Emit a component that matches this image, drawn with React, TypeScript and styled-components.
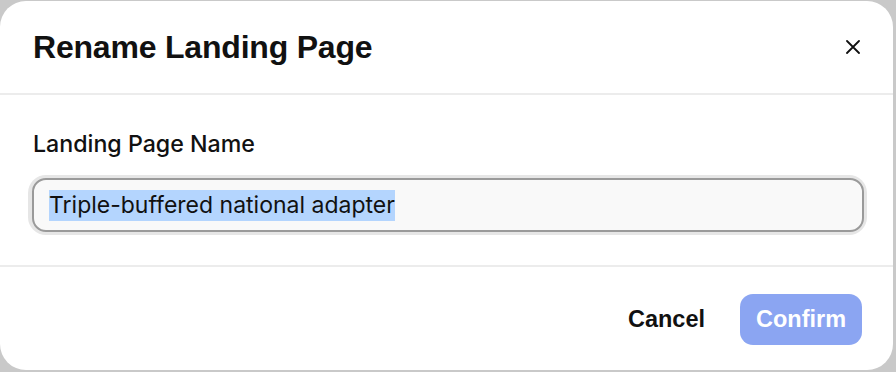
import React from "react";
import styled, { createGlobalStyle } from "styled-components";

const Global = createGlobalStyle`
  html, body { margin: 0; padding: 0; }
  body {
    background: #c9c9c9;
    font-family: Inter, "Liberation Sans", Arial, sans-serif;
    -webkit-font-smoothing: antialiased;
  }
`;

const Page = styled.div`
  width: 896px;
  height: 372px;
  display: flex;
  align-items: flex-start;
  padding: 1px 3px 1px 0;
  box-sizing: border-box;
`;

const Modal = styled.div`
  flex: 1;
  height: 369px;
  background: #ffffff;
  border-radius: 26px;
  display: flex;
  flex-direction: column;
  overflow: hidden;
`;

const Header = styled.div`
  height: 92px;
  display: flex;
  align-items: center;
  justify-content: space-between;
  padding: 0 30px 0 33px;
  border-bottom: 2px solid #ececec;
`;

const Title = styled.h2`
  margin: 0;
  font-family: "Liberation Sans", Arial, sans-serif;
  font-size: 32px;
  font-weight: 700;
  color: #111111;
  letter-spacing: -0.2px;
`;

const CloseButton = styled.button`
  border: none;
  background: none;
  padding: 0;
  width: 20px;
  height: 20px;
  display: flex;
  align-items: center;
  justify-content: center;
  cursor: pointer;
`;

const Body = styled.div`
  height: 172px;
  padding: 35px 26px 0 28px;
  box-sizing: border-box;
  border-bottom: 2px solid #ececec;
  display: flex;
  flex-direction: column;
  gap: 17px;
`;

const Label = styled.label`
  padding-left: 5px;
  font-size: 23.2px;
  font-weight: 500;
  color: #111111;
  line-height: 28px;
`;

const InputRing = styled.div`
  border-radius: 18px;
  background: #e6e6e6;
  padding: 3px 3px 3px 4px;
`;

const Input = styled.div`
  height: 50px;
  border: 2px solid #9a9a9a;
  border-radius: 14px;
  background: #f9f9f9;
  display: flex;
  align-items: center;
  padding: 0 15px;
  font-size: 23px;
  color: #111111;
`;

const Selected = styled.span`
  background: #b4d5fe;
  line-height: 31px;
`;

const Footer = styled.div`
  flex: 1;
  display: flex;
  align-items: center;
  justify-content: flex-end;
  gap: 35px;
  padding: 2px 31px 0 0;
`;

const TextButton = styled.button`
  border: none;
  background: none;
  padding: 0;
  font-family: "Liberation Sans", Arial, sans-serif;
  font-size: 23.5px;
  font-weight: 700;
  color: #111111;
  cursor: pointer;
`;

const PrimaryButton = styled.button`
  border: none;
  background: #8ba5f2;
  color: #ffffff;
  height: 51px;
  width: 122px;
  border-radius: 13px;
  font-family: "Liberation Sans", Arial, sans-serif;
  font-size: 23.5px;
  font-weight: 700;
  cursor: pointer;
`;

export default function App() {
  return (
    <>
      <Global />
      <Page>
        <Modal>
          <Header>
            <Title>Rename Landing Page</Title>
            <CloseButton aria-label="Close">
              <svg width="14" height="14" viewBox="0 0 14 14">
                <path d="M1 1L13 13M13 1L1 13" stroke="#111" strokeWidth="1.8" strokeLinecap="round" />
              </svg>
            </CloseButton>
          </Header>
          <Body>
            <Label>Landing Page Name</Label>
            <InputRing>
              <Input>
                <Selected>Triple-buffered national adapter</Selected>
              </Input>
            </InputRing>
          </Body>
          <Footer>
            <TextButton>Cancel</TextButton>
            <PrimaryButton>Confirm</PrimaryButton>
          </Footer>
        </Modal>
      </Page>
    </>
  );
}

Work instructions:
Copy out every line with the word "React".

Answer to the exercise:
Emit a component that matches this image, drawn with React, TypeScript and styled-components.
import React from "react";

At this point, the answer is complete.